One of the reasons for the success of Sure Start was that it strengthened the web of relationships already holding communities together. It didn’t just parachute in outsiders. It brought people into shared, familiar spaces where trust could grow naturally. It wasn’t flashy or complicated – it worked because it was all about relationships.

Trusted adult work, if it is to mean anything, has to follow that spirit. There is a lot to digest in the new youth strategy, and this is just one part of it. For it to work, that same Sure Start understanding of the human relationships required to build people up is essential. That means accepting that trust can’t be built in a few neatly packaged sessions – it needs adults who stick around, who think in terms of years not weeks. It means seeing the whole young person, not just the isolated problem that happens to land on a referral form. 

It means supporting the adults too, because you can’t expect someone to be steady for a struggling teenager if the system isn’t steady for them.
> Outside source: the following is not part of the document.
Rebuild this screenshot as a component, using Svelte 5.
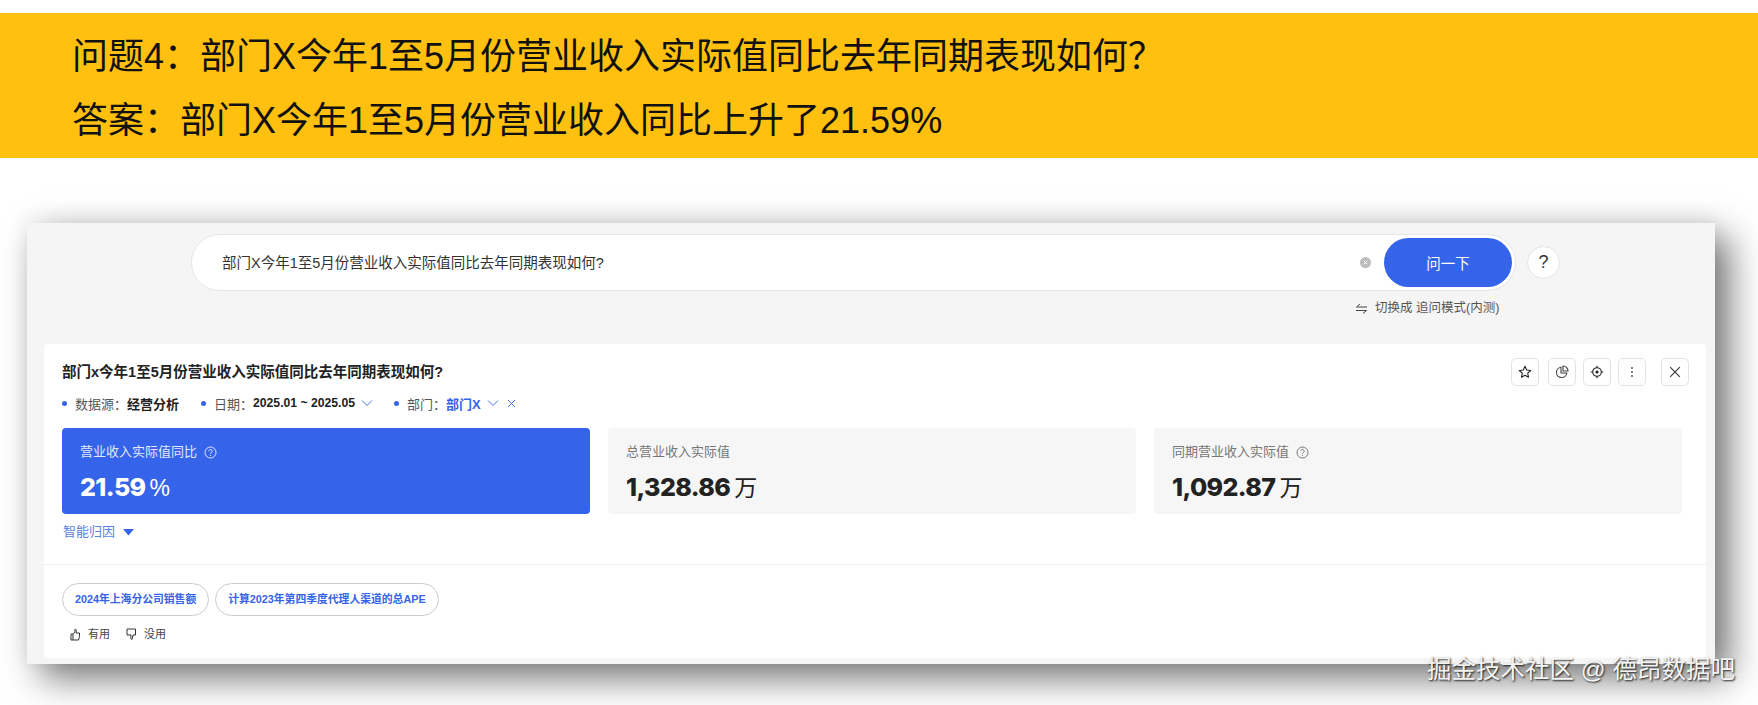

It means starting with the people already in a young person’s life – the coach, the pastoral worker, the teaching assistant – rather than parachuting in new faces with a script. 

It’s about the real moments that actually shift things: the quiet conversation after a tough day, the sense of being properly listened to. And it means recognising that this isn’t solo work. Young people are shaped by networks, so the adults around them need to act like they’re part of one, never claiming to have all the answers, but always at least there when the questions are asked.

So yes – the government deserves credit for recognising the scale and the urgency of the problem. But if we want this strategy to succeed, we need a shift in mindset: away from short-term fixes and towards the slow, steady work of building relationships. That’s how you create belonging. That’s how you rebuild community. And if we get that right, half a million young people won’t just have “access to a trusted adult”. They’ll have someone in their corner – chosen, reliable, and there when it really matters.